SA: What was your experience on Jimmy Fallon’s show like?
SD: Awesome. I mean, not a lot of people get that experience.
SA: What made you call him out that night?
SD: I give it to Kaleena [Mosqueda-Lewis]. The year before when we won I called out Ellen because we were in her hometown. I said it earlier that I would call him out but I didn’t think about it. At the time I wasn’t going to do it but Kaleena was in my ear going, “Jimmy Fallon, Jimmy Fallon!” So I was like, “Oh yeah, Jimmy Fallon hit me up.” It kind of came out of nowhere. I gave her a lot of credit and if they had allowed me to bring someone it would have been her but they didn’t. It was just a fun experience to meet him. He’s an amazing guy. He’s so funny, even off camera. He’s a bit hyper like, “Let’s go!” but the whole show was fun.
SA: What happened with the incident at the White House when you had a little “misstep”?
SD: Things happen. There wasn’t as much room as I thought. I took a step back and the podium thing was not there anymore. Not where I remembered it being so I just fell. Thankfully I caught myself. I would have literally died. Oh my God, I would have been so embarrassed.
SA: What the President like?
SD: [Laughs] He’s cool. I mean he’s a nice guy, obviously. He’s very nice. He was respectful and appreciative of us coming there and meeting us. The men’s team being there too was awesome. You can tell how much he loves sports. He’s very welcoming. Even the fact that he came to help me when I fell was very nice.
SA: How does the team feel going into the playoffs?
SD: We feel great.
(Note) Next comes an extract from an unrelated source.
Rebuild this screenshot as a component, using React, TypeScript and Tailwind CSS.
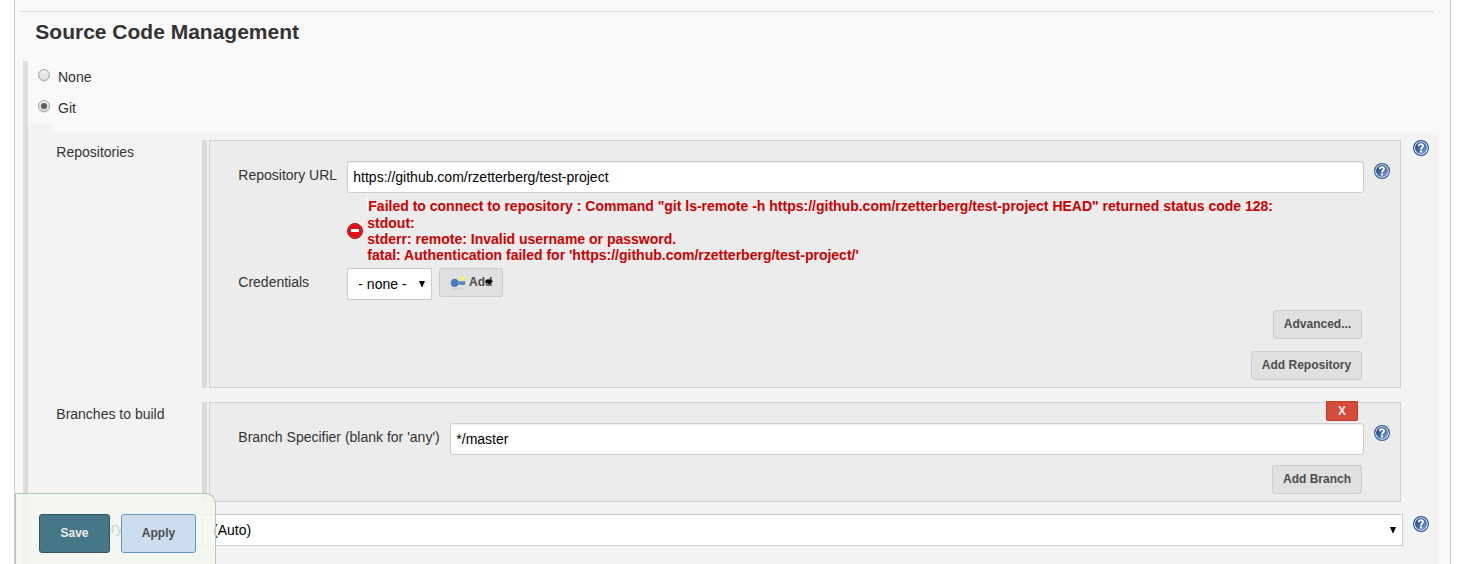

We’ve gotten a lot better since the beginning of the year. This season we’ve come to know how each other plays so we’re a bit more cohesive on offense. Defensively, I think we have one of the best defenses in the league. We’re just going to go into the playoffs and play hard, make the smarter plays than others teams, execute what Coach Thibault draws up for us and what his game plan is for each game. We know if we execute what he has us do that we will win ‘cause we know we can. We’re going into it with a lot of confidence and I think we’re all excited for the playoffs to start.